PROBLEM TO SOLVE → Your task is to transcribe all the entries exactly, excluding pictures.

EXTRACTED RECORDS →
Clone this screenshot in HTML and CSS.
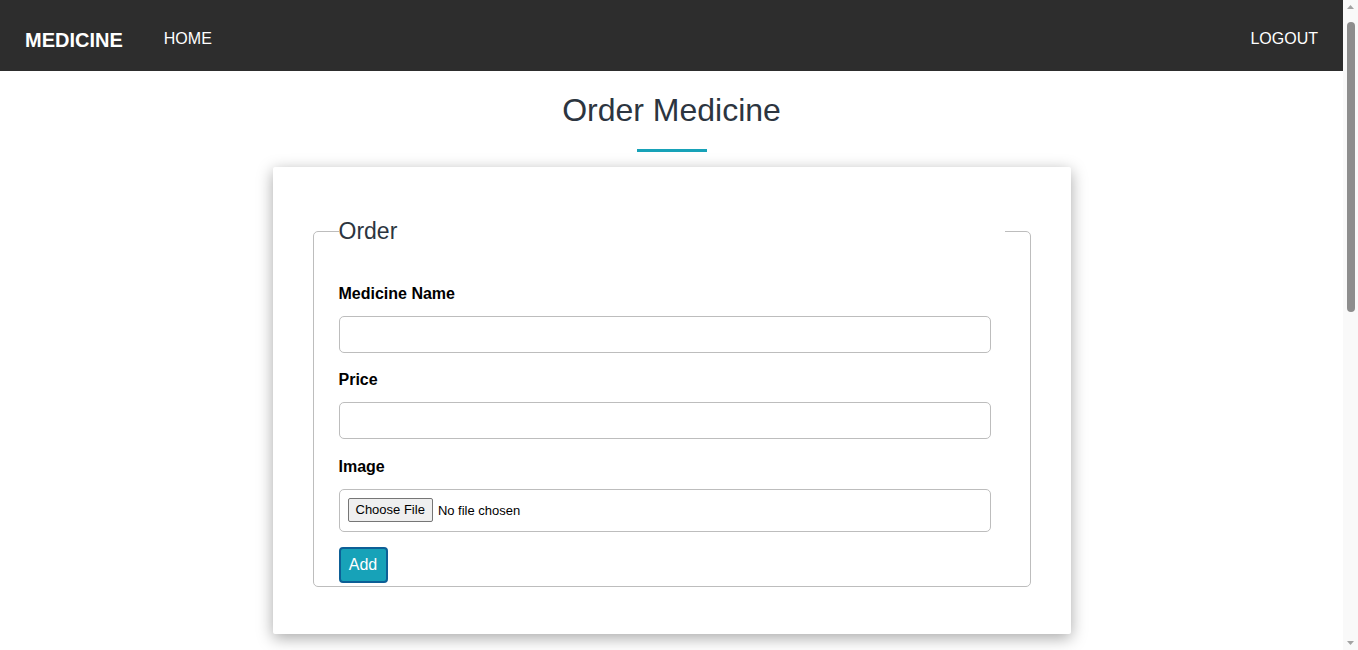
FILE: index.html
```html
<!DOCTYPE html>
<html lang="en">
<head>
<meta charset="utf-8">
<title>Order Medicine</title>
<link rel="stylesheet" href="styles.css">
</head>
<body>
<div class="page">
  <header class="navbar">
    <a class="brand" href="#">MEDICINE</a>
    <nav class="nav-left"><a class="nav-link" href="#">HOME</a></nav>
    <nav class="nav-right"><a class="nav-link" href="#">LOGOUT</a></nav>
  </header>
  <main class="main">
    <h1 class="page-title">Order Medicine</h1>
    <div class="title-bar"></div>
    <section class="card">
      <form>
        <fieldset class="fieldset">
          <legend class="legend">Order</legend>
          <div class="fields">
            <div class="form-group">
              <label class="label" for="name">Medicine Name</label>
              <input class="form-control" id="name" type="text">
            </div>
            <div class="form-group">
              <label class="label" for="price">Price</label>
              <input class="form-control" id="price" type="text">
            </div>
            <div class="form-group">
              <label class="label" for="image">Image</label>
              <div class="file-box"><input class="file-input" id="image" type="file"></div>
            </div>
            <button class="btn-add" type="button">Add</button>
          </div>
        </fieldset>
      </form>
    </section>
  </main>
</div>
<div class="scrollbar" aria-hidden="true">
  <svg class="sb-arrow sb-up" width="15" height="14" viewBox="0 0 15 14"><path d="M4 9 L7.5 5 L11 9 Z" fill="#a3a3a3"/></svg>
  <div class="sb-track"><div class="sb-thumb"></div></div>
  <svg class="sb-arrow sb-down" width="15" height="14" viewBox="0 0 15 14"><path d="M4 5 L7.5 9 L11 5 Z" fill="#a3a3a3"/></svg>
</div>
</body>
</html>
```
FILE: styles.css
```css
* { box-sizing: border-box; }
html, body { margin: 0; padding: 0; }
body {
  font-family: "Liberation Sans", Arial, sans-serif;
  background: #fff;
  color: #000;
}
.page {
  width: calc(100% - 15px);
  min-height: 1394px;
}
.navbar {
  height: 71px;
  background: #2d2d2d;
  display: flex;
  align-items: flex-start;
  padding: 25px 25px 0 25px;
}
.brand {
  color: #fff;
  font-weight: bold;
  font-size: 20px;
  line-height: 30px;
  text-decoration: none;
}
.nav-left { margin-left: 41px; margin-top: 2px; }
.nav-right { margin-left: auto; margin-top: 2px; }
.nav-link {
  color: #fff;
  font-size: 16px;
  line-height: 24px;
  text-decoration: none;
}
.main {
  display: flex;
  flex-direction: column;
  align-items: center;
}
.page-title {
  margin: 20px 0 0;
  font-size: 32px;
  font-weight: normal;
  line-height: 38px;
  color: #2c3540;
}
.title-bar {
  width: 70px;
  height: 3px;
  background: #17a2b8;
  margin-top: 20px;
}
.card {
  width: 798px;
  margin-top: 15px;
  background: #fff;
  padding: 51px 40px 47.5px;
  box-shadow: 0 4px 16px rgba(0, 0, 0, 0.35);
  border-radius: 2px;
}
.fieldset {
  margin: 0;
  border: 1px solid #bdbdbd;
  border-radius: 5px;
  padding: 0 25px 2.5px;
  min-width: 0;
}
.legend {
  width: 100%;
  padding: 0;
  font-size: 23px;
  line-height: 27.6px;
  color: #2c3540;
  margin-bottom: 36px;
}
.fields { padding-right: 14px; }
.form-group { margin-bottom: 15.5px; }
.label {
  display: block;
  font-weight: bold;
  font-size: 16px;
  line-height: 24px;
  margin-bottom: 10px;
}
.form-control {
  display: block;
  width: 100%;
  height: 37px;
  border: 1px solid #bdbdbd;
  border-radius: 5px;
  padding: 6px 12px;
  font: 16px "Liberation Sans", Arial, sans-serif;
  background: #fff;
}
.file-box {
  height: 43px;
  border: 1px solid #bdbdbd;
  border-radius: 5px;
  padding: 8px 8px 9px;
  margin-top: 1px;
}
.file-input {
  display: block;
  font: 13px "Liberation Sans", Arial, sans-serif;
  color: #000;
  height: 24px;
  line-height: 24px;
}
.file-input::file-selector-button {
  font: 13px "Liberation Sans", Arial, sans-serif;
  height: 24px;
  padding: 0 7px;
  margin: 0 5px 0 0;
  border: 1px solid #767676;
  border-radius: 2px;
  background: #efefef;
  color: #000;
}
.btn-add {
  display: block;
  width: 49px;
  height: 36px;
  margin: 0;
  padding: 0;
  background: #17a2b8;
  color: #fff;
  border: 2px solid #0d5f96;
  border-radius: 4px;
  font: 16px "Liberation Sans", Arial, sans-serif;
}
.scrollbar {
  position: fixed;
  top: 0;
  right: 0;
  width: 15px;
  height: 100vh;
  background: #f9f9f9;
  display: flex;
  flex-direction: column;
}
.sb-arrow { display: block; flex: none; }
.sb-track {
  flex: 1;
  padding: 8px 4px 0 4px;
}
.sb-thumb {
  width: 8px;
  height: 290px;
  background: #8d8d8d;
  border-radius: 4px;
}
```
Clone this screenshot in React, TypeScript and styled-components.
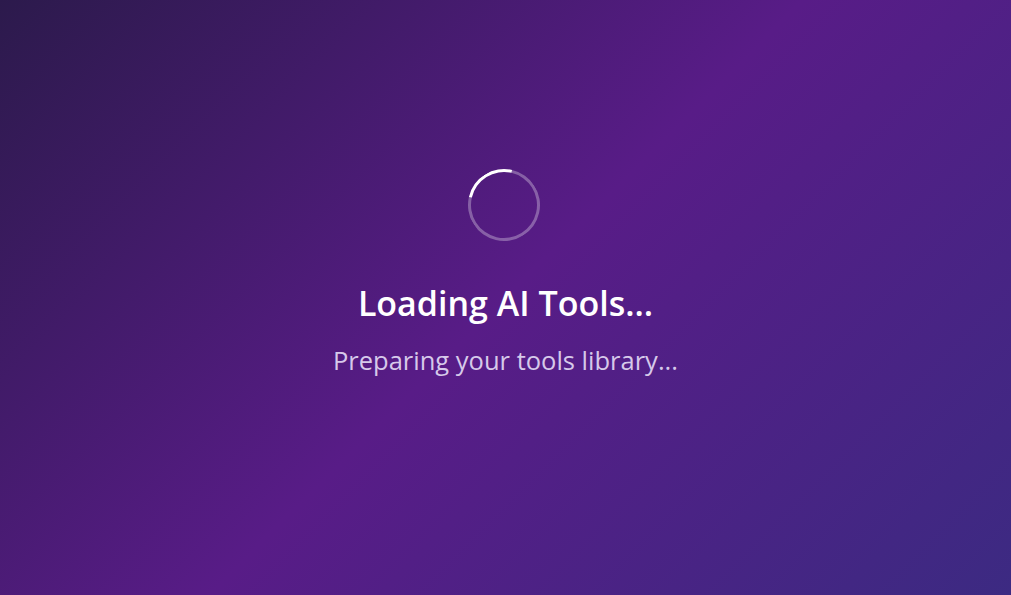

RESULT BELOW →
Clone this screenshot in HTML and CSS.
FILE: index.html
```html
<!DOCTYPE html>
<html lang="en">
<head>
<meta charset="utf-8">
<title>Order Medicine</title>
<link rel="stylesheet" href="styles.css">
</head>
<body>
<div class="page">
  <header class="navbar">
    <a class="brand" href="#">MEDICINE</a>
    <nav class="nav-left"><a class="nav-link" href="#">HOME</a></nav>
    <nav class="nav-right"><a class="nav-link" href="#">LOGOUT</a></nav>
  </header>
  <main class="main">
    <h1 class="page-title">Order Medicine</h1>
    <div class="title-bar"></div>
    <section class="card">
      <form>
        <fieldset class="fieldset">
          <legend class="legend">Order</legend>
          <div class="fields">
            <div class="form-group">
              <label class="label" for="name">Medicine Name</label>
              <input class="form-control" id="name" type="text">
            </div>
            <div class="form-group">
              <label class="label" for="price">Price</label>
              <input class="form-control" id="price" type="text">
            </div>
            <div class="form-group">
              <label class="label" for="image">Image</label>
              <div class="file-box"><input class="file-input" id="image" type="file"></div>
            </div>
            <button class="btn-add" type="button">Add</button>
          </div>
        </fieldset>
      </form>
    </section>
  </main>
</div>
<div class="scrollbar" aria-hidden="true">
  <svg class="sb-arrow sb-up" width="15" height="14" viewBox="0 0 15 14"><path d="M4 9 L7.5 5 L11 9 Z" fill="#a3a3a3"/></svg>
  <div class="sb-track"><div class="sb-thumb"></div></div>
  <svg class="sb-arrow sb-down" width="15" height="14" viewBox="0 0 15 14"><path d="M4 5 L7.5 9 L11 5 Z" fill="#a3a3a3"/></svg>
</div>
</body>
</html>
```
FILE: styles.css
```css
* { box-sizing: border-box; }
html, body { margin: 0; padding: 0; }
body {
  font-family: "Liberation Sans", Arial, sans-serif;
  background: #fff;
  color: #000;
}
.page {
  width: calc(100% - 15px);
  min-height: 1394px;
}
.navbar {
  height: 71px;
  background: #2d2d2d;
  display: flex;
  align-items: flex-start;
  padding: 25px 25px 0 25px;
}
.brand {
  color: #fff;
  font-weight: bold;
  font-size: 20px;
  line-height: 30px;
  text-decoration: none;
}
.nav-left { margin-left: 41px; margin-top: 2px; }
.nav-right { margin-left: auto; margin-top: 2px; }
.nav-link {
  color: #fff;
  font-size: 16px;
  line-height: 24px;
  text-decoration: none;
}
.main {
  display: flex;
  flex-direction: column;
  align-items: center;
}
.page-title {
  margin: 20px 0 0;
  font-size: 32px;
  font-weight: normal;
  line-height: 38px;
  color: #2c3540;
}
.title-bar {
  width: 70px;
  height: 3px;
  background: #17a2b8;
  margin-top: 20px;
}
.card {
  width: 798px;
  margin-top: 15px;
  background: #fff;
  padding: 51px 40px 47.5px;
  box-shadow: 0 4px 16px rgba(0, 0, 0, 0.35);
  border-radius: 2px;
}
.fieldset {
  margin: 0;
  border: 1px solid #bdbdbd;
  border-radius: 5px;
  padding: 0 25px 2.5px;
  min-width: 0;
}
.legend {
  width: 100%;
  padding: 0;
  font-size: 23px;
  line-height: 27.6px;
  color: #2c3540;
  margin-bottom: 36px;
}
.fields { padding-right: 14px; }
.form-group { margin-bottom: 15.5px; }
.label {
  display: block;
  font-weight: bold;
  font-size: 16px;
  line-height: 24px;
  margin-bottom: 10px;
}
.form-control {
  display: block;
  width: 100%;
  height: 37px;
  border: 1px solid #bdbdbd;
  border-radius: 5px;
  padding: 6px 12px;
  font: 16px "Liberation Sans", Arial, sans-serif;
  background: #fff;
}
.file-box {
  height: 43px;
  border: 1px solid #bdbdbd;
  border-radius: 5px;
  padding: 8px 8px 9px;
  margin-top: 1px;
}
.file-input {
  display: block;
  font: 13px "Liberation Sans", Arial, sans-serif;
  color: #000;
  height: 24px;
  line-height: 24px;
}
.file-input::file-selector-button {
  font: 13px "Liberation Sans", Arial, sans-serif;
  height: 24px;
  padding: 0 7px;
  margin: 0 5px 0 0;
  border: 1px solid #767676;
  border-radius: 2px;
  background: #efefef;
  color: #000;
}
.btn-add {
  display: block;
  width: 49px;
  height: 36px;
  margin: 0;
  padding: 0;
  background: #17a2b8;
  color: #fff;
  border: 2px solid #0d5f96;
  border-radius: 4px;
  font: 16px "Liberation Sans", Arial, sans-serif;
}
.scrollbar {
  position: fixed;
  top: 0;
  right: 0;
  width: 15px;
  height: 100vh;
  background: #f9f9f9;
  display: flex;
  flex-direction: column;
}
.sb-arrow { display: block; flex: none; }
.sb-track {
  flex: 1;
  padding: 8px 4px 0 4px;
}
.sb-thumb {
  width: 8px;
  height: 290px;
  background: #8d8d8d;
  border-radius: 4px;
}
```
Clone this screenshot in React, TypeScript and styled-components.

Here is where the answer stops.